The May zinc contract followed close behind with an increase of 1.1% thanks to follow-through buying, while copper and lead were up by 0.3% and 0.1% respectively. The May tin contract was little changed and the May aluminium contract bucked the generally stronger showing by the SHFE base metals to edge down by 0.1%.

The spot copper price in Changjiang was up by 0.2% at 49,320-49,420 yuan per tonne after some dip-buying emerged, while the LME/Shanghai copper arbitrage ratio stood at 7.43 on Wednesday after 7.40 at a similar time on Tuesday.

Precious metals prices on the SHFE also suffered after selling emerged; the SHFE June gold and silver contracts were down by 0.2% and 0.8% respectively. Other metals in China fared better with the May iron ore contract on the Dalian Commodity Exchange unchanged at 613 yuan per tonne and the SHFE May rebar contract up by 0.3% 3,712 yuan per tonne.

Selling pressure emerged and pushed SHFE June gold and silver contract lower, down 0.2% and 0.8% respectively. Other metals fared better, with May Iron ore contract traded at Dalian Commodity Exchange (DCE) unchanged at 613 yuan per tonne while SHFE May rebar contract was up 0.3% and was last trading at 3,712 yuan per tonne.

In wider markets, Brent crude oil prices continued to recover since the March 22 low of $66.18 per barrel – the price was recently at $68.18 per barrel, up by 0.41% from the previous day’s close. The German 10-year bond yield remains in negative territory at -0.0400, while the US 10-year treasuries bond yield has started to dip, recently down at 2.3969, which is likely to re-ignite recessionary fears.

Strong closes in the US and European equity markets on Tuesday provided Asian equity indexes with a positive narrative this morning. While Nikkei (-0.23%) and Topix (-0.52%) were slightly weaker, the rest were stronger: Hang Seng index (+0.57%), China CSI 300 (+1.16%) and ASX200 (+0.09%).

In the United States, key equity indexes secured gains on Tuesday, with the Dow Jones Industrial Average (+0.55%), S&P 500 Index (+0.72%) and Nasdaq (+0.71%).

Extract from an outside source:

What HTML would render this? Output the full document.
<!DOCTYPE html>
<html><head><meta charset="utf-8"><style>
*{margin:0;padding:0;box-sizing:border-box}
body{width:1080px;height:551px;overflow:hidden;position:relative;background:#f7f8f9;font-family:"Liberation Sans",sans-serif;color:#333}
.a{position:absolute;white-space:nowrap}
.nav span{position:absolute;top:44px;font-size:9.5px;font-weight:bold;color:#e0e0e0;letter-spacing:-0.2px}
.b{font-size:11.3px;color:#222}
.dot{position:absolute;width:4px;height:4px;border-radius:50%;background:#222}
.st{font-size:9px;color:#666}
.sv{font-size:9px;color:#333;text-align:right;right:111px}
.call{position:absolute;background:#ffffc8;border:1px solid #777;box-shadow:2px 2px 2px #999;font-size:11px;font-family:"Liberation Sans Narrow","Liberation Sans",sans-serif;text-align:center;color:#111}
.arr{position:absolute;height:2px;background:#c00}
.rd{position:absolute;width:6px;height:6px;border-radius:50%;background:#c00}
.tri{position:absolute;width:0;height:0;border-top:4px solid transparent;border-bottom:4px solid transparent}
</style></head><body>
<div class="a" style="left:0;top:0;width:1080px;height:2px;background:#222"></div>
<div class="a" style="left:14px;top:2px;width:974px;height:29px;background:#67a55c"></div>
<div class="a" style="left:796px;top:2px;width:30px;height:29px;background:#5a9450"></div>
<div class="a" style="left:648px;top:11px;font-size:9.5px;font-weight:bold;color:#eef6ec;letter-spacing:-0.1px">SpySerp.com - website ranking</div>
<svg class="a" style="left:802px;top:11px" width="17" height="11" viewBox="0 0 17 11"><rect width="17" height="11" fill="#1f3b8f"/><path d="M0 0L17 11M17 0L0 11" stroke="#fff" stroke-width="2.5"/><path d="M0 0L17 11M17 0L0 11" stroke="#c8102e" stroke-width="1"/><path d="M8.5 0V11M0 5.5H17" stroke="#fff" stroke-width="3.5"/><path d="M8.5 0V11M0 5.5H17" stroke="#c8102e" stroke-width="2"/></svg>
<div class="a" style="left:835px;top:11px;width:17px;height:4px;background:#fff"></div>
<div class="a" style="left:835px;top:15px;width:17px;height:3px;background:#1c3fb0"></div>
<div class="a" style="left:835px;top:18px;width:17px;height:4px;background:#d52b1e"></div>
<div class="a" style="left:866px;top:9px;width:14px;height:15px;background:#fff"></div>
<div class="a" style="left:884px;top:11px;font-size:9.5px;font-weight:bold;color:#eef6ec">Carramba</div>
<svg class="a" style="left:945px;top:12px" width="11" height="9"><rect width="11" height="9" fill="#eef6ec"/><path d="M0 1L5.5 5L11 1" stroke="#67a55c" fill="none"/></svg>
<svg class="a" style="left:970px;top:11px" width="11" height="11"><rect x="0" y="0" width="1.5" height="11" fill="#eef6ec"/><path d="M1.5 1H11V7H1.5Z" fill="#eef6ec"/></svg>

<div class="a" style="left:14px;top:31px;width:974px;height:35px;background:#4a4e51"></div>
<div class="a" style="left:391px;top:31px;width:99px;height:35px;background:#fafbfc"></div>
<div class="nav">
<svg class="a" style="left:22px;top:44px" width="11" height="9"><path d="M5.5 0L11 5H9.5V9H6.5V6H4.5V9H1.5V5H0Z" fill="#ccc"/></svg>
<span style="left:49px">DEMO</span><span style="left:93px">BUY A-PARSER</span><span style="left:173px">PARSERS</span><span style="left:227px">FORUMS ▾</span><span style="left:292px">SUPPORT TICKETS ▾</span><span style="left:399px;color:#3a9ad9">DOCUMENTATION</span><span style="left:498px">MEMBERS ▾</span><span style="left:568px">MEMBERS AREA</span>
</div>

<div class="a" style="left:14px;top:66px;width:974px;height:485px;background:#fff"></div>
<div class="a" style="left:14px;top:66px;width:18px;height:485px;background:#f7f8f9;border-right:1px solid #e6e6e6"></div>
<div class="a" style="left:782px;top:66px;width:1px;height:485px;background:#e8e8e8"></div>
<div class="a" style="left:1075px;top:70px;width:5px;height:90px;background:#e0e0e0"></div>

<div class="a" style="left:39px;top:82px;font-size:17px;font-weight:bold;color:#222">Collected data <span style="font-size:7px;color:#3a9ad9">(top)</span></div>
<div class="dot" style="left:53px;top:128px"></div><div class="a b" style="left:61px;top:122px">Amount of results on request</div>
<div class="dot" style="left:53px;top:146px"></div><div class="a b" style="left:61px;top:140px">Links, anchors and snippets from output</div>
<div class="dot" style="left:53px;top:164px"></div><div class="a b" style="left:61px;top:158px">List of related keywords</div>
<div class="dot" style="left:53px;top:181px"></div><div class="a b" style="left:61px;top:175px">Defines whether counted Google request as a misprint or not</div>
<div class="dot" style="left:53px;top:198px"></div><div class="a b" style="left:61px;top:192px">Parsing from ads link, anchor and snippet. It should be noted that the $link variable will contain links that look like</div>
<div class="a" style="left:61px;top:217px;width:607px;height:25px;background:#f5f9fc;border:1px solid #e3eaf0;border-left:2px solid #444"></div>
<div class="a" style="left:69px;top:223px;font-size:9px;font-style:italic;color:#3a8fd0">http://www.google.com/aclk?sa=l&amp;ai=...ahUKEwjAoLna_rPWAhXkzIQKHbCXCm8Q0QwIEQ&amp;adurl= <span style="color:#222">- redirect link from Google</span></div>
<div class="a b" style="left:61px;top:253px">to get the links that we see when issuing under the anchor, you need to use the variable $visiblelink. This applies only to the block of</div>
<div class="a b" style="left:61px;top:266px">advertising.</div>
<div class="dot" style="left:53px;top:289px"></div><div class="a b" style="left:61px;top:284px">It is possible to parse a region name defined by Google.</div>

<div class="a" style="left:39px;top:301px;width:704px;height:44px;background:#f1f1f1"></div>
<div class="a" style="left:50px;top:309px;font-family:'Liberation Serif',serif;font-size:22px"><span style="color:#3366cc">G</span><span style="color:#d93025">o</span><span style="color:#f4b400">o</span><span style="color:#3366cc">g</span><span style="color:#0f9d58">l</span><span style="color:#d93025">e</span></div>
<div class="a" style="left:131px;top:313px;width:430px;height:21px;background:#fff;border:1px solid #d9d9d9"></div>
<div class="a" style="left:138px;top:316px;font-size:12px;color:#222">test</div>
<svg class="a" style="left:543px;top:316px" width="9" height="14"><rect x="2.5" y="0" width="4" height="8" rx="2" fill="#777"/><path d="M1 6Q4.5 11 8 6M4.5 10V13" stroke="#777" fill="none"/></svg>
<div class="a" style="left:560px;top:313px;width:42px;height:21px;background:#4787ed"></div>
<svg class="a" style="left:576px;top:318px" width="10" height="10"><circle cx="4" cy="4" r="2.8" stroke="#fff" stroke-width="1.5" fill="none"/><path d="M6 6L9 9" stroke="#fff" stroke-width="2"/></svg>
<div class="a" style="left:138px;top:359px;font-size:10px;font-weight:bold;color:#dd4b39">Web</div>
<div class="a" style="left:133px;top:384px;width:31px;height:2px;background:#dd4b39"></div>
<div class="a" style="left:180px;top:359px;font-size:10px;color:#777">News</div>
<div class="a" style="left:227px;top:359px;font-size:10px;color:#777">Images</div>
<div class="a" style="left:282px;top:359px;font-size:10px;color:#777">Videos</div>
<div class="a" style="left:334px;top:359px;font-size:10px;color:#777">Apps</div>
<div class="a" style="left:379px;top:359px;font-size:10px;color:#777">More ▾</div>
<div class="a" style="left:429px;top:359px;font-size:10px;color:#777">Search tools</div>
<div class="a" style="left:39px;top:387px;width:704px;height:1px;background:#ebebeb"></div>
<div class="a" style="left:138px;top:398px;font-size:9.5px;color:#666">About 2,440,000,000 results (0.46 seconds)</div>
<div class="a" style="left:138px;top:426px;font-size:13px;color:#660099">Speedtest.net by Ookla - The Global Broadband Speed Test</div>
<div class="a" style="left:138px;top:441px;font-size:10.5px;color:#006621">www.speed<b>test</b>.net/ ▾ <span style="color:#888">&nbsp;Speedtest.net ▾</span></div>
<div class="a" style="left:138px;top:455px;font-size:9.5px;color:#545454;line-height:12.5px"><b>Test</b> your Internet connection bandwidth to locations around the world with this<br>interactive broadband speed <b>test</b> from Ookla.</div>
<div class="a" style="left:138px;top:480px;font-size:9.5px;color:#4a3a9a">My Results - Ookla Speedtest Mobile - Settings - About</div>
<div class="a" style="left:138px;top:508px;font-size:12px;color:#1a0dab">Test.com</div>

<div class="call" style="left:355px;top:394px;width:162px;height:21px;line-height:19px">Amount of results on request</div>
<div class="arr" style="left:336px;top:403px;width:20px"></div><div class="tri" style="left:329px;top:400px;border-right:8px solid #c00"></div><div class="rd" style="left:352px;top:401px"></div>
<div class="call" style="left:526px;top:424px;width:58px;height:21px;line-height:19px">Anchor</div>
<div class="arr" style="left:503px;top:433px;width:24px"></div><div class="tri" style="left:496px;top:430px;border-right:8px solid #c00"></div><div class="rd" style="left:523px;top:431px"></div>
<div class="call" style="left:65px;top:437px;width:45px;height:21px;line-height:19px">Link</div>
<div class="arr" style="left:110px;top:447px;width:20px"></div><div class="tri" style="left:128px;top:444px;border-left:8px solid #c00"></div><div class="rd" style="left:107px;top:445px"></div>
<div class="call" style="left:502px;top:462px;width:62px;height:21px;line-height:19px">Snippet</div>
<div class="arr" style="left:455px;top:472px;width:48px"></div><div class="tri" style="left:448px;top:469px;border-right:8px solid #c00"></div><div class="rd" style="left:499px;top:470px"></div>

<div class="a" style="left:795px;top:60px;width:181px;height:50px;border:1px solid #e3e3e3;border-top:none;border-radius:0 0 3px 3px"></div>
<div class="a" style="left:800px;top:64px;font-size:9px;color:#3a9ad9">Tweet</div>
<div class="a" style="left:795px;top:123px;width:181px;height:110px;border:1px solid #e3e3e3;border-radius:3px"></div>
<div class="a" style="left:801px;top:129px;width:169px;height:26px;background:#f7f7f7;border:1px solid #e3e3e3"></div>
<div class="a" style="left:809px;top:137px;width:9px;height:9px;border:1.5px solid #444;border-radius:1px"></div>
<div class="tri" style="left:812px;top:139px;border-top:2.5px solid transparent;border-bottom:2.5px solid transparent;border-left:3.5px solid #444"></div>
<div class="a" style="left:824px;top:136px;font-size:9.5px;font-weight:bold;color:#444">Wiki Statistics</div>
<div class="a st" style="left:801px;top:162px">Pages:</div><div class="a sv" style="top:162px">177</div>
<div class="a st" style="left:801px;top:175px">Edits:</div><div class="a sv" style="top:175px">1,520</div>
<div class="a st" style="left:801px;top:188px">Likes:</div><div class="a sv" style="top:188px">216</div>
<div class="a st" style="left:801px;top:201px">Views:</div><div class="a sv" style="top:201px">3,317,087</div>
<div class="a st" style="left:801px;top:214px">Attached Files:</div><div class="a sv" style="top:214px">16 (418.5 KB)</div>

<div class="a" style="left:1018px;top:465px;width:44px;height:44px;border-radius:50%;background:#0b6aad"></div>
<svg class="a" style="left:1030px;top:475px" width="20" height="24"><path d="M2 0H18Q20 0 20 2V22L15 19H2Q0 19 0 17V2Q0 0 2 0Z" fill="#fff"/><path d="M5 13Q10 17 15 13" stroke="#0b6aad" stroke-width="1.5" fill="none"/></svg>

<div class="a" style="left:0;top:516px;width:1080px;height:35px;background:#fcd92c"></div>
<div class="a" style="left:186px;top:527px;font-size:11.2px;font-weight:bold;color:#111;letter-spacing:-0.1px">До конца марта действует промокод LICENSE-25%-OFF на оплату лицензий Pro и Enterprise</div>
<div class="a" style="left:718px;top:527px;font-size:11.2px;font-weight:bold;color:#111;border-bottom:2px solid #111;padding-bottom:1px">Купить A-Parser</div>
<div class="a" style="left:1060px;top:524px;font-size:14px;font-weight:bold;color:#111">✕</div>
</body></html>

Early indication of European equity indexes performance for Wednesday showed optimistic numbers, with strength seen in the German Dax (+0.4%), French CAC (+0.3%) and FTSE (+0.3%) at the time of writing.

The dollar index has started to break higher from its inverse head and shoulder formation on the 4-hourly chart and was most recently at 96.92. With the dollar stronger, the other currencies we follow were weaker: the Euro was down by 0.14% at 1.1260 while the Japanese yen dipped to 110.61 and Australian dollar was down by 0.55% at 0.7095. Given the ongoing uncertainty surrounding Britain’s exit from the European Union, it is unsurprising to see the pound sterling has followed the rest lower to 1.3194.

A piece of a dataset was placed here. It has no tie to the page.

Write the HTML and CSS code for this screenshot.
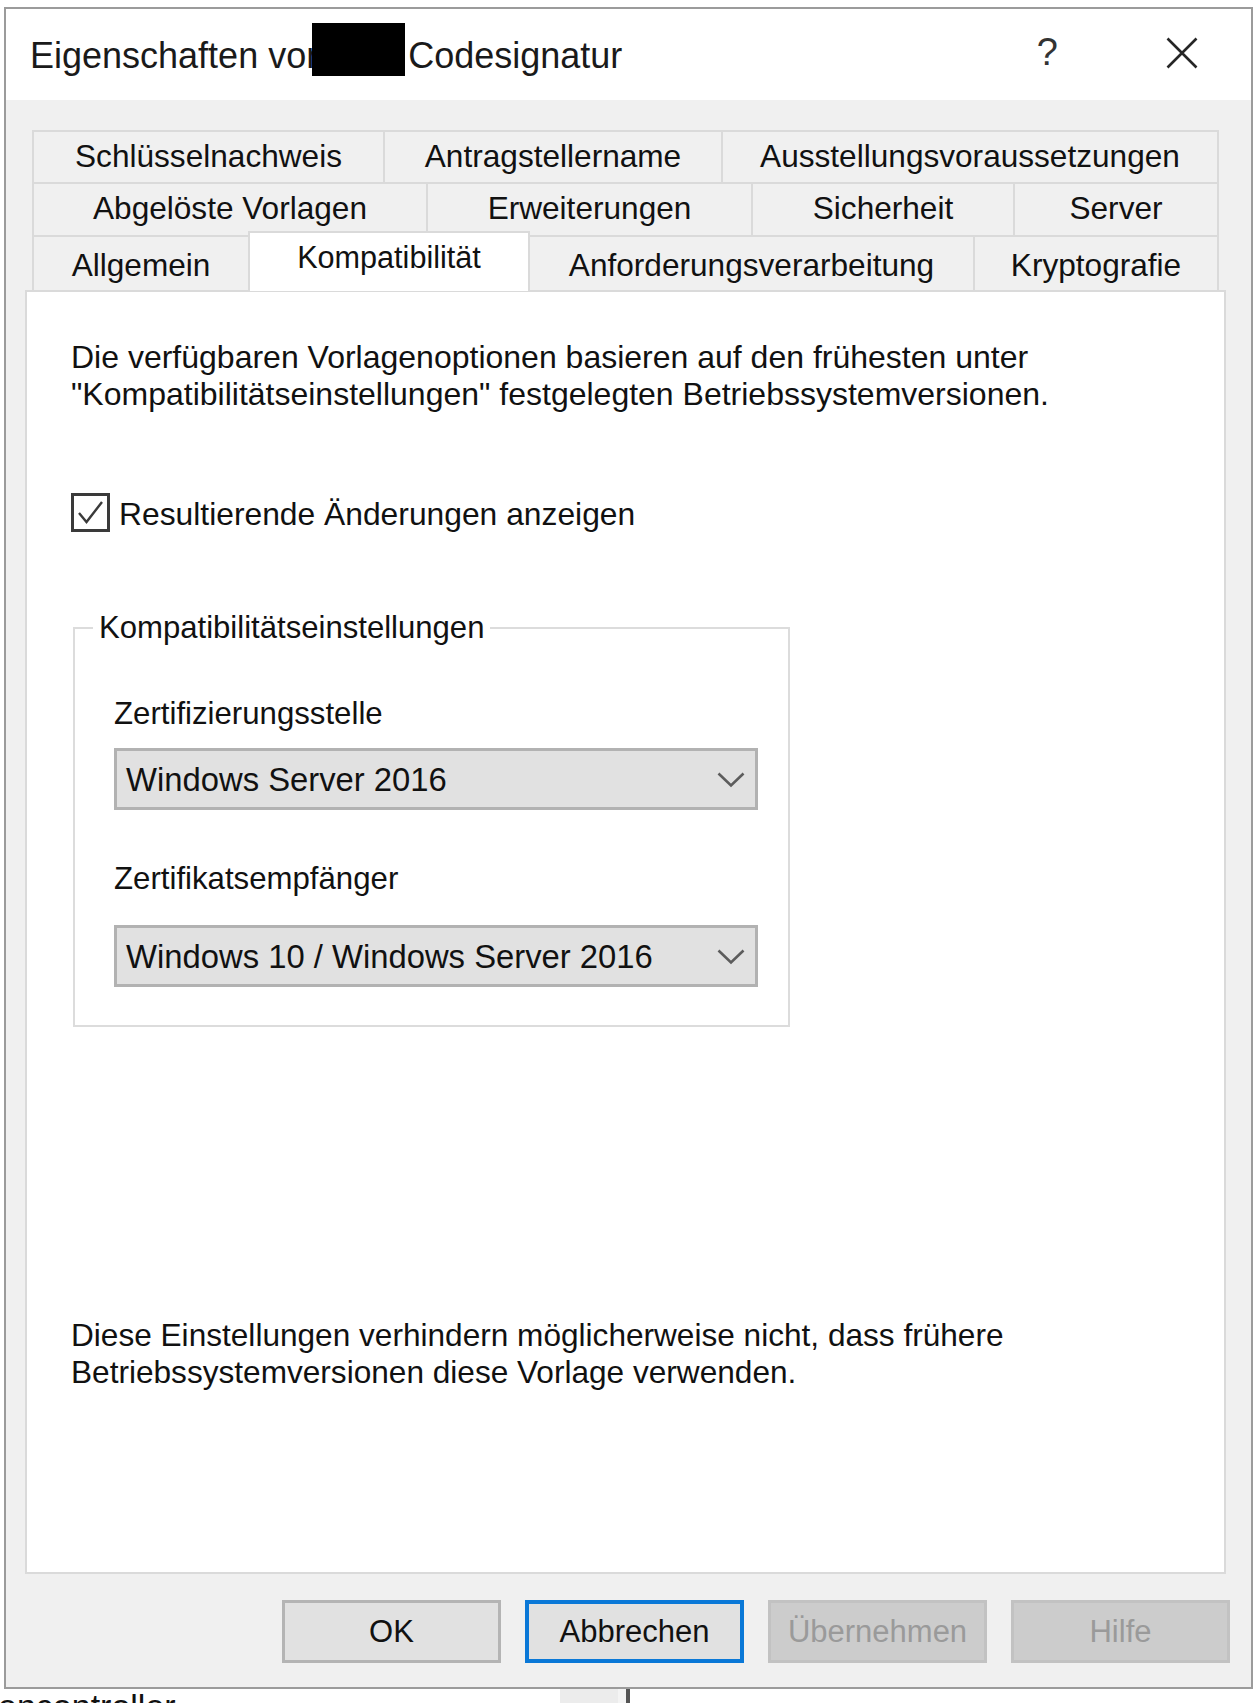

In data on Tuesday, European Central Bank president Mario Draghi was scheduled to speak in Frankfurt. Other key data due later includes the release of German 10-year bond auction results, while US data includes current account, trade balance and crude oil inventories.

The base metals complex was notably weaker in the early Asian trading session over the past three trading days, only for fresh buying to emerge late in the European trading session. This suggests that there is still dip-buying interest despite all the negative macro-headlines and metal prices are pulling back in a rather orderly fashion.

As we approach the end of the first quarter, all the base metals prices have performed considerably higher than the January 2019 low and this provides a supportive narrative for further gains to emerge in the second quarter of the year.

Meanwhile, recent strengthening in the dollar index is likely to act as a headwind on precious metals prices. Selling pressure has been visible ever since gold and silver prices came off this week’s highs of $1,324.55 per oz and $15.58 per oz respectively. Compared with its peers, platinum is holding on to gains well while the profit-taking in palladium remains.